PGH lived in Paris on and off during 1937, when both she and Stanley Bate were taking composition lessons with Nadia Boulanger at her apartment on rue Ballu. Little is known about where PGH lived, probably at rue d’Armaillé and rue de Guillaume Tell (on the right bank near the Arc de Triomphe), while Bate lived a short walk away on Boulevard Pereire. Their friends, members of Boulanger’s circle, included Doda Conrad, Hugues Cuénod, Allis and Riccardo Martin, Lennox Berkeley, David Diamond and Leonard Bernstein. In the photo below PGH is presumably visiting the 1937 Exposition, the visits noted in her diary along with others to Chartres, Versailles and Fontainebleu. She left London for Paris in November and in February 1938 embarked for Australia.
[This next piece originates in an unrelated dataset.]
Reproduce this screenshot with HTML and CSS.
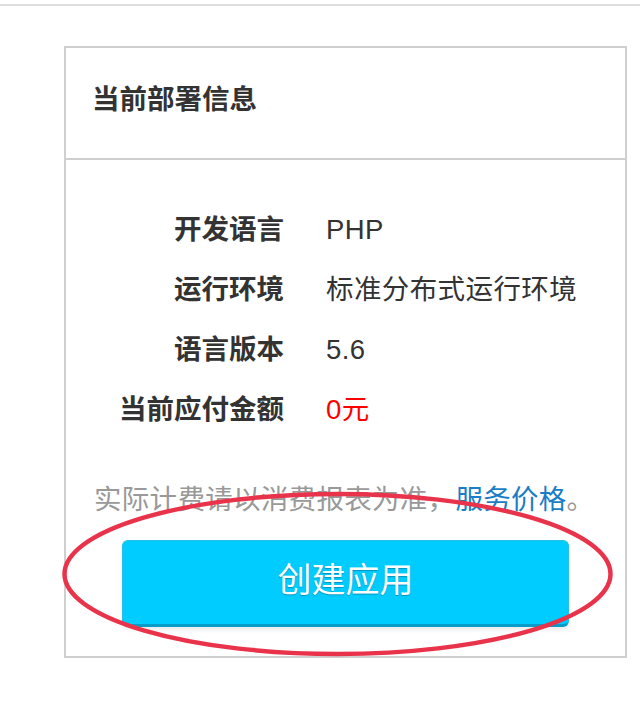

Another Australian resident in Paris in the 1930s was PGH’s benefactress, Louise Dyer, who lived in a glamorous apartment at 17 rue Franklin, near the Trocadero. Dyer’s publishing house, Editions de l’Oiseau-Lyre, published several of PGH’s songs in 1938 (including Come Sleep—see below) and was instrumental in Glanville-Hicks becoming the Australian representative at the meeting of the International Society for Contemporary Music in London in 1938.